STATED PROBLEM
Copy out each line of the material in which the word "styles" appears.
_ _ _ _
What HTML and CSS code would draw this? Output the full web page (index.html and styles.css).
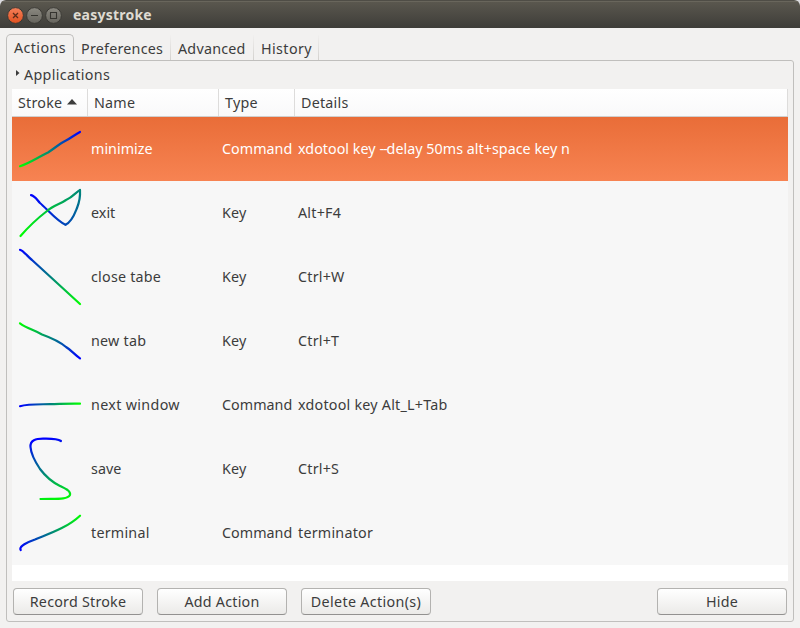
FILE: index.html
```html
<!DOCTYPE html>
<html lang="en">
<head>
<meta charset="utf-8">
<title>easystroke</title>
<link rel="stylesheet" href="styles.css">
</head>
<body>
<div class="window">
  <header class="titlebar">
    <svg class="controls" width="58" height="20" viewBox="5 4 58 20" fill="none">
      <defs>
        <linearGradient id="close" x1="0" y1="0" x2="0" y2="1"><stop offset="0" stop-color="#f4805a"/><stop offset="1" stop-color="#e2511f"/></linearGradient>
        <linearGradient id="btn" x1="0" y1="0" x2="0" y2="1"><stop offset="0" stop-color="#8b8981"/><stop offset="1" stop-color="#66645d"/></linearGradient>
      </defs>
      <circle cx="15.5" cy="14.5" r="7.900" fill="url(#close)" stroke="#3b3a35"/>
      <path d="M13 12l5 5M18 12l-5 5" stroke="#5a2c1a" stroke-width="1.3"/>
      <circle cx="34.5" cy="14.5" r="7.900" fill="url(#btn)" stroke="#3b3a35"/>
      <path d="M31 14.5h7" stroke="#35342f" stroke-width="1.2"/>
      <circle cx="53.5" cy="14.5" r="7.900" fill="url(#btn)" stroke="#3b3a35"/>
      <path d="M50.500 11.500h6v6h-6z" stroke="#35342f" stroke-width="1.1"/>
    </svg>
    <h1 class="title">easystroke</h1>
  </header>
  <nav class="tabs">
    <span class="tab active t-actions">Actions</span>
    <span class="tab t-prefs">Preferences</span>
    <span class="tab t-adv">Advanced</span>
    <span class="tab t-hist">History</span>
  </nav>
  <main class="page">
    <div class="expander"><svg width="4" height="6" viewBox="0 0 4 6"><path d="M0 0l3.500 3L0 6z" fill="#3c3c3c"/></svg><span>Applications</span></div>
    <div class="table">
      <div class="row head">
        <span class="cell">Stroke<svg class="sort" width="10" height="6" viewBox="0 0 10 6"><path d="M0 5.500L5 0l5 5.500z" fill="#3c3c3c"/></svg></span>
        <span class="cell">Name</span><span class="cell">Type</span><span class="cell">Details</span>
      </div>
      <div class="row selected">
        <svg class="stroke" width="64" height="64" viewBox="18 117 64 64">
          <linearGradient id="g1" gradientUnits="userSpaceOnUse" x1="20" y1="166" x2="80" y2="132"><stop stop-color="#0f0"/><stop offset="1" stop-color="#00f"/></linearGradient>
          <path stroke="url(#g1)" d="M20 166.300C28 164 37 158 48 152.500C55 148 59 144 66 140.500C71 138 75 134.500 80 132"/>
        </svg>
        <span class="cell tight">minimize</span><span class="cell tight">Command</span><span class="cell tight">xdotool key <span class="dashes">--</span>delay 50ms alt+space key n</span>
      </div>
      <div class="row">
        <svg class="stroke" width="64" height="64" viewBox="18 181 64 64">
          <linearGradient id="g2" gradientUnits="userSpaceOnUse" x1="31" y1="195" x2="65" y2="225"><stop stop-color="#00f"/><stop offset="1" stop-color="#0048b7"/></linearGradient>
          <linearGradient id="g3" gradientUnits="userSpaceOnUse" x1="65" y1="225" x2="80" y2="190"><stop stop-color="#0048b7"/><stop offset="1" stop-color="#008679"/></linearGradient>
          <linearGradient id="g4" gradientUnits="userSpaceOnUse" x1="80" y1="190" x2="20" y2="236"><stop stop-color="#008679"/><stop offset="1" stop-color="#0f0"/></linearGradient>
          <path stroke="url(#g2)" d="M31 195.200C35 196 37 200 40 203C47 209 58 222 65.500 224.700"/>
          <path stroke="url(#g3)" d="M65.500 224.700C72 222 75 213 77 208C79 203 80.500 198 80 190"/>
          <path stroke="url(#g4)" d="M80 190C76 192 73 197 66 200C60 204 53 206 47 211C38 218 30 225 20.500 236"/>
        </svg>
        <span class="cell tight">exit</span><span class="cell">Key</span><span class="cell">Alt+F4</span>
      </div>
      <div class="row">
        <svg class="stroke" width="64" height="64" viewBox="18 245 64 64">
          <linearGradient id="g5" gradientUnits="userSpaceOnUse" x1="20" y1="250" x2="80" y2="304"><stop stop-color="#00f"/><stop offset="1" stop-color="#0f0"/></linearGradient>
          <path stroke="url(#g5)" d="M20 249.800C23 250 28 257 32 260L80 304"/>
        </svg>
        <span class="cell">close tabe</span><span class="cell">Key</span><span class="cell">Ctrl+W</span>
      </div>
      <div class="row">
        <svg class="stroke" width="64" height="64" viewBox="18 309 64 64">
          <linearGradient id="g6" gradientUnits="userSpaceOnUse" x1="20" y1="323" x2="80" y2="358"><stop stop-color="#0f0"/><stop offset="1" stop-color="#00f"/></linearGradient>
          <path stroke="url(#g6)" d="M20 323.300C26 328 34 330 42 334.500C49 337 60 342 66 347C71 350 75 355 80 358.300"/>
        </svg>
        <span class="cell">new tab</span><span class="cell">Key</span><span class="cell">Ctrl+T</span>
      </div>
      <div class="row">
        <svg class="stroke" width="64" height="64" viewBox="18 373 64 64">
          <linearGradient id="g7" gradientUnits="userSpaceOnUse" x1="20" y1="405" x2="80" y2="405"><stop stop-color="#00f"/><stop offset="1" stop-color="#0f0"/></linearGradient>
          <path stroke="url(#g7)" d="M20 406.200C28 403.800 39 404.400 50 404.200S66 403.500 80 403.700"/>
        </svg>
        <span class="cell wide">next window</span><span class="cell tight">Command</span><span class="cell">xdotool key Alt_L+Tab</span>
      </div>
      <div class="row">
        <svg class="stroke" width="64" height="64" viewBox="18 437 64 64">
          <linearGradient id="g8" gradientUnits="userSpaceOnUse" x1="52" y1="438" x2="62" y2="500"><stop stop-color="#00f"/><stop offset=".2" stop-color="#0033cc"/><stop offset=".55" stop-color="#008a75"/><stop offset="1" stop-color="#0f0"/></linearGradient>
          <path stroke="url(#g8)" d="M61 441C57 438.300 50 438.700 43 438.700C36 438.700 30 440 30.500 447C31 454 36 463 40 469C46 477 54 483 60 486C66 489 71 491 70 495C67 500 56 498.500 40.500 499"/>
        </svg>
        <span class="cell tight">save</span><span class="cell">Key</span><span class="cell">Ctrl+S</span>
      </div>
      <div class="row">
        <svg class="stroke" width="64" height="64" viewBox="18 501 64 64">
          <linearGradient id="g9" gradientUnits="userSpaceOnUse" x1="20" y1="550" x2="80" y2="516"><stop stop-color="#00f"/><stop offset="1" stop-color="#0f0"/></linearGradient>
          <path stroke="url(#g9)" d="M20.700 550C18.500 546 28 542 35 539.500C48 534 67 528 80 515.700"/>
        </svg>
        <span class="cell">terminal</span><span class="cell tight">Command</span><span class="cell">terminator</span>
      </div>
    </div>
    <footer class="actions">
      <button>Record Stroke</button><button>Add Action</button><button class="wide">Delete Action(s)</button><button class="hide">Hide</button>
    </footer>
  </main>
</div>
</body>
</html>
```
FILE: styles.css
```css
* { box-sizing: border-box; }
body {
  margin: 0;
  background: #dcdce0;
  font: 14.3px/20px "Noto Sans", "Open Sans", sans-serif;
  letter-spacing: .23px;
  color: #3c3c3c;
}
.window {
  width: 800px;
  height: 628px;
  display: flex;
  flex-direction: column;
  background: #f2f1f0;
  border-radius: 6px 6px 0 0;
  overflow: hidden;
}
.titlebar {
  height: 28px;
  flex: none;
  display: flex;
  align-items: center;
  padding-left: 5px;
  background: linear-gradient(#5b584f, #3e3d39);
  border-top: 1px solid #4f4d46;
  box-shadow: inset 0 1px #69665c;
}
.title {
  margin: 0 0 0 10px;
  font-size: 14px;
  line-height: 20px;
  font-weight: 700;
  color: #dfdbd2;
}
.tabs {
  height: 33px;
  flex: none;
  display: flex;
  align-items: flex-end;
  margin: 0 6px -1px;
  position: relative;
}
.tab {
  height: 25px;
  margin-bottom: 1px;
  padding: 4px 0 0 7px;
  white-space: nowrap;
  border-right: 1px solid;
  border-image: linear-gradient(#f2f1f0, #d2d0cd) 1;
}
.tab.active {
  width: 68px;
  height: 27px;
  margin: 0;
  padding-top: 3px;
  border: 1px solid #c0bfbd;
  border-bottom: 0;
  border-image: none;
  border-radius: 5px 5px 0 0;
  background: #f2f1f0;
}
.t-actions, .t-hist { letter-spacing: .4px; }
.t-prefs { width: 97px; }
.t-adv { width: 83px; }
.t-hist { width: 65px; }
.page {
  width: 788px;
  height: 562px;
  margin-left: 6px;
  padding: 5px 5px 0;
  display: flex;
  flex-direction: column;
  border: 1px solid #c0bfbd;
  border-radius: 0 3px 3px 3px;
}
.expander {
  height: 23px;
  display: flex;
  gap: 4px;
  padding-left: 4px;
  letter-spacing: .33px;
}
.expander svg { margin-top: 4px; }
.expander span { margin-top: -1px; }
.table {
  height: 492px;
  background: #fff;
}
.row {
  height: 64px;
  display: grid;
  grid-template-columns: 76px 131px 76px 1fr;
  align-items: center;
  background: #f7f7f7;
}
.row .cell { padding-left: 3px; white-space: nowrap; }
.row.head {
  height: 28px;
  background: linear-gradient(#fff, #f9f9fa);
  border-bottom: 1px solid #d0cfce;
}
.head .cell {
  height: 27px;
  padding: 4px 0 0 6px;
  border-right: 1px solid #dddcdb;
}
.sort { margin: 0 0 3px 5px; }
.row.selected {
  color: #fff;
  background: linear-gradient(#e96d38, #f78352);
}
.stroke {
  margin-left: 6px;
  fill: none;
  stroke-width: 2.2;
  stroke-linecap: round;
  stroke-linejoin: round;
}
.tight { letter-spacing: .03px; }
.wide { letter-spacing: .34px; }
.dashes { letter-spacing: -1px; }
.actions {
  display: flex;
  gap: 14px;
  padding: 7px 1px 0;
}
.actions button {
  width: 130px;
  height: 27px;
  padding: 0;
  font: inherit;
  letter-spacing: .23px;
  color: #3c3c3c;
  white-space: nowrap;
  background: linear-gradient(#fff, #ebeae8);
  border: 1px solid #b3b2b0;
  border-bottom-color: #929190;
  border-radius: 4px;
}
.actions .wide { letter-spacing: .34px; }
.actions .hide { margin-left: auto; }
```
_ _ _ _
EXERCISE RESULT
What HTML and CSS code would draw this? Output the full web page (index.html and styles.css).
<link rel="stylesheet" href="styles.css">
FILE: styles.css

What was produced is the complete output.